GIVEN INFORMATION =>
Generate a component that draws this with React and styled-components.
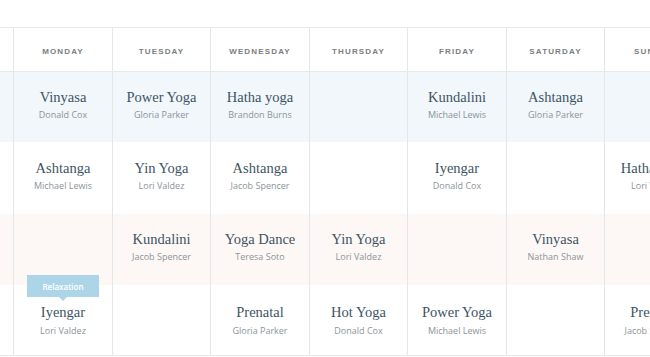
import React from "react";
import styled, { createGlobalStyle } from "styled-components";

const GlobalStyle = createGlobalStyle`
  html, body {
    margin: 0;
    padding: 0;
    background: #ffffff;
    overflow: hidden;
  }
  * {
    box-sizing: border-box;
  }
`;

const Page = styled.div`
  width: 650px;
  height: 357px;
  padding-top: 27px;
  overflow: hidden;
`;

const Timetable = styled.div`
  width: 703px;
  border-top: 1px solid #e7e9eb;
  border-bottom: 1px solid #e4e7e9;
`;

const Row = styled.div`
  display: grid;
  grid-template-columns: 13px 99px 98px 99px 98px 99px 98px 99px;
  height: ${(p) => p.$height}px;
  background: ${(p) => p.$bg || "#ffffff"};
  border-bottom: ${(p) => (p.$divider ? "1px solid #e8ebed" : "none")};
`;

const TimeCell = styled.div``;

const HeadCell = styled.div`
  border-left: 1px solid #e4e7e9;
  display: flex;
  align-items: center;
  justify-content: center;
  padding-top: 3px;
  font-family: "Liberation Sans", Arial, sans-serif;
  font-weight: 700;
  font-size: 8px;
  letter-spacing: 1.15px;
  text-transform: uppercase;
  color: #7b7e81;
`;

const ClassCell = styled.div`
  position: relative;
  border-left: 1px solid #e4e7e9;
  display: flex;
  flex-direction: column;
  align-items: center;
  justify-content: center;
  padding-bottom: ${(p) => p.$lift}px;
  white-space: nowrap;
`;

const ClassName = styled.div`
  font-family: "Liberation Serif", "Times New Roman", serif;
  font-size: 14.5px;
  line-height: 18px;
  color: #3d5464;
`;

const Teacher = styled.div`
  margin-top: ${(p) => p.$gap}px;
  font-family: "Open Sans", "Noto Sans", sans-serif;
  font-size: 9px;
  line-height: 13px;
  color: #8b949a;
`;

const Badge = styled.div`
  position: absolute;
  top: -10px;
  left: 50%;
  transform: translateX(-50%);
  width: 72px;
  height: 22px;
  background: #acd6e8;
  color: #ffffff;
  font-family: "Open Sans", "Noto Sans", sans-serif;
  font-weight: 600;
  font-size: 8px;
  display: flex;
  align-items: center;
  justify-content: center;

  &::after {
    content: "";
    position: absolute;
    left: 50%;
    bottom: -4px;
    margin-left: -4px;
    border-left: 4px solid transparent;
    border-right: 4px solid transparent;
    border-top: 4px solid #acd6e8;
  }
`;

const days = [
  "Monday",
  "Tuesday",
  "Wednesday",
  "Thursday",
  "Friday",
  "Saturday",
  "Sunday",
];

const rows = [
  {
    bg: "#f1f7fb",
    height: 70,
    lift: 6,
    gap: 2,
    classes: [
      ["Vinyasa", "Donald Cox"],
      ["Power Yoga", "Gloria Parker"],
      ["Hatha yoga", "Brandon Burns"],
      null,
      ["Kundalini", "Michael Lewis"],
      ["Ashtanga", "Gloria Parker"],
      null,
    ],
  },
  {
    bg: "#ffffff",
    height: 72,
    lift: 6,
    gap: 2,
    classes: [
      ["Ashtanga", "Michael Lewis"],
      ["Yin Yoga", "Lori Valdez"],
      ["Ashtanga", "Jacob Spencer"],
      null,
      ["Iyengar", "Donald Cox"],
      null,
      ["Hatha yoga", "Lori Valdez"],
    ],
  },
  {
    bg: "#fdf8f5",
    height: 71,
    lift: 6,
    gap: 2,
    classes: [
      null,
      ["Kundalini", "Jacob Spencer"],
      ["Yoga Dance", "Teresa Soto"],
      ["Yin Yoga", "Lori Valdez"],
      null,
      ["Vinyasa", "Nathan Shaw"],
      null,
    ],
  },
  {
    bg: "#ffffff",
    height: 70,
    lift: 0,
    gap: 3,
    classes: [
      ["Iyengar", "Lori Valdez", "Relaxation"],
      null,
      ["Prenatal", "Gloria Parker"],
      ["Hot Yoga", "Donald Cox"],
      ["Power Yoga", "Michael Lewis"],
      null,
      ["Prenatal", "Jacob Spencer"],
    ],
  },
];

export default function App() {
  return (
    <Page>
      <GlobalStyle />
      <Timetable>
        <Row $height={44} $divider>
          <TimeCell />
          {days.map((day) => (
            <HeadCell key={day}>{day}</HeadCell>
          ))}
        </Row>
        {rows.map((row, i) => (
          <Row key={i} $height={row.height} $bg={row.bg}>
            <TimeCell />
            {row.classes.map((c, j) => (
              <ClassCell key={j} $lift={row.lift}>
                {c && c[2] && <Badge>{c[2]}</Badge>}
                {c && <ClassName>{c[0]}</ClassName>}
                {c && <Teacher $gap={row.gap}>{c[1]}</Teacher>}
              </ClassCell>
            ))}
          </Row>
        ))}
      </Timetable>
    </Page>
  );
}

TASK OBJECTIVE =>
Leave out the pictures and reproduce the rest of the listing exactly.

TASK OUTPUT =>
Generate a component that draws this with React and styled-components.
import React from "react";
import styled, { createGlobalStyle } from "styled-components";

const GlobalStyle = createGlobalStyle`
  html, body {
    margin: 0;
    padding: 0;
    background: #ffffff;
    overflow: hidden;
  }
  * {
    box-sizing: border-box;
  }
`;

const Page = styled.div`
  width: 650px;
  height: 357px;
  padding-top: 27px;
  overflow: hidden;
`;

const Timetable = styled.div`
  width: 703px;
  border-top: 1px solid #e7e9eb;
  border-bottom: 1px solid #e4e7e9;
`;

const Row = styled.div`
  display: grid;
  grid-template-columns: 13px 99px 98px 99px 98px 99px 98px 99px;
  height: ${(p) => p.$height}px;
  background: ${(p) => p.$bg || "#ffffff"};
  border-bottom: ${(p) => (p.$divider ? "1px solid #e8ebed" : "none")};
`;

const TimeCell = styled.div``;

const HeadCell = styled.div`
  border-left: 1px solid #e4e7e9;
  display: flex;
  align-items: center;
  justify-content: center;
  padding-top: 3px;
  font-family: "Liberation Sans", Arial, sans-serif;
  font-weight: 700;
  font-size: 8px;
  letter-spacing: 1.15px;
  text-transform: uppercase;
  color: #7b7e81;
`;

const ClassCell = styled.div`
  position: relative;
  border-left: 1px solid #e4e7e9;
  display: flex;
  flex-direction: column;
  align-items: center;
  justify-content: center;
  padding-bottom: ${(p) => p.$lift}px;
  white-space: nowrap;
`;

const ClassName = styled.div`
  font-family: "Liberation Serif", "Times New Roman", serif;
  font-size: 14.5px;
  line-height: 18px;
  color: #3d5464;
`;

const Teacher = styled.div`
  margin-top: ${(p) => p.$gap}px;
  font-family: "Open Sans", "Noto Sans", sans-serif;
  font-size: 9px;
  line-height: 13px;
  color: #8b949a;
`;

const Badge = styled.div`
  position: absolute;
  top: -10px;
  left: 50%;
  transform: translateX(-50%);
  width: 72px;
  height: 22px;
  background: #acd6e8;
  color: #ffffff;
  font-family: "Open Sans", "Noto Sans", sans-serif;
  font-weight: 600;
  font-size: 8px;
  display: flex;
  align-items: center;
  justify-content: center;

  &::after {
    content: "";
    position: absolute;
    left: 50%;
    bottom: -4px;
    margin-left: -4px;
    border-left: 4px solid transparent;
    border-right: 4px solid transparent;
    border-top: 4px solid #acd6e8;
  }
`;

const days = [
  "Monday",
  "Tuesday",
  "Wednesday",
  "Thursday",
  "Friday",
  "Saturday",
  "Sunday",
];

const rows = [
  {
    bg: "#f1f7fb",
    height: 70,
    lift: 6,
    gap: 2,
    classes: [
      ["Vinyasa", "Donald Cox"],
      ["Power Yoga", "Gloria Parker"],
      ["Hatha yoga", "Brandon Burns"],
      null,
      ["Kundalini", "Michael Lewis"],
      ["Ashtanga", "Gloria Parker"],
      null,
    ],
  },
  {
    bg: "#ffffff",
    height: 72,
    lift: 6,
    gap: 2,
    classes: [
      ["Ashtanga", "Michael Lewis"],
      ["Yin Yoga", "Lori Valdez"],
      ["Ashtanga", "Jacob Spencer"],
      null,
      ["Iyengar", "Donald Cox"],
      null,
      ["Hatha yoga", "Lori Valdez"],
    ],
  },
  {
    bg: "#fdf8f5",
    height: 71,
    lift: 6,
    gap: 2,
    classes: [
      null,
      ["Kundalini", "Jacob Spencer"],
      ["Yoga Dance", "Teresa Soto"],
      ["Yin Yoga", "Lori Valdez"],
      null,
      ["Vinyasa", "Nathan Shaw"],
      null,
    ],
  },
  {
    bg: "#ffffff",
    height: 70,
    lift: 0,
    gap: 3,
    classes: [
      ["Iyengar", "Lori Valdez", "Relaxation"],
      null,
      ["Prenatal", "Gloria Parker"],
      ["Hot Yoga", "Donald Cox"],
      ["Power Yoga", "Michael Lewis"],
      null,
      ["Prenatal", "Jacob Spencer"],
    ],
  },
];

export default function App() {
  return (
    <Page>
      <GlobalStyle />
      <Timetable>
        <Row $height={44} $divider>
          <TimeCell />
          {days.map((day) => (
            <HeadCell key={day}>{day}</HeadCell>
          ))}
        </Row>
        {rows.map((row, i) => (
          <Row key={i} $height={row.height} $bg={row.bg}>
            <TimeCell />
            {row.classes.map((c, j) => (
              <ClassCell key={j} $lift={row.lift}>
                {c && c[2] && <Badge>{c[2]}</Badge>}
                {c && <ClassName>{c[0]}</ClassName>}
                {c && <Teacher $gap={row.gap}>{c[1]}</Teacher>}
              </ClassCell>
            ))}
          </Row>
        ))}
      </Timetable>
    </Page>
  );
}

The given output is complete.